Despite the Kano State allocating substantial education budgets up to ₦95 billion in 2024 and ₦168.35 billion in 2025, accounting for around 31% of total state expenditure, many public schools remain hazardous.
In Faradaci Primary School (Sumaila LGA), over 500 students continue to learn in two overcrowded, dilapidated classrooms sharing leaking roofs and bare floors. Despite declarations of emergency by the State government, no improvements had been made, illustrating stark implementation gaps.
Reports by Sahara Reporters also depict crumbling facilities at Government Technical College, Kano, which is on the verge of collapse despite multi‑billion-naira education budgets.
Experts attribute the decay to poor leadership, mismanagement, and funding misallocation. A Punch investigation concluded that leadership failures and financial inefficiencies have frustrated basic education in northern states, especially Kano, undermining the impact of large budgetary allocations.

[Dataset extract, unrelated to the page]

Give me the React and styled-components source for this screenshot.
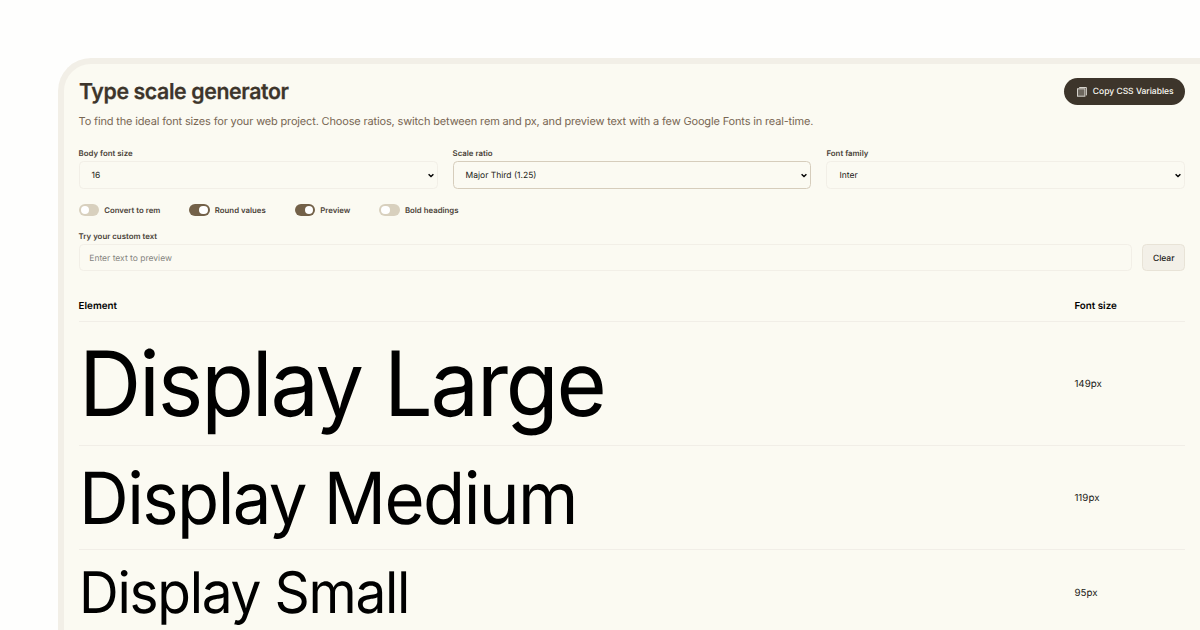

Furthermore, in 2024, Kano State authorities closed two private schools, Ibn‑Mashuud Secondary School and Matasha Private Secondary School, for operating in dangerously dilapidated buildings. A third institution, Crescent International School, was fined ₦10 million for tax and safety violations. Such enforcement came amid public outcry over learning environments that placed students at grave risk. The action toward private schools was triggered by their argument that they only mirrored the appalling conditions of the public schools they were expected to emulate.
Despite the Kano government assuming education as a priority, with repeated public declarations and large fiscal allocations, the reality on the ground tells a different story. Dan Bello’s efforts have exposed the deep disconnect between budgeted intentions and educational outcomes. While the private school closures received swift action, public schools continue to deteriorate unchecked, forcing a reckoning on enforcement, oversight, and accountability.
The NGO community and education experts argue that until the same rigor applied to enforcing standards in private schools is applied to public education, much of the state’s investment will remain symbolic rather than transformative.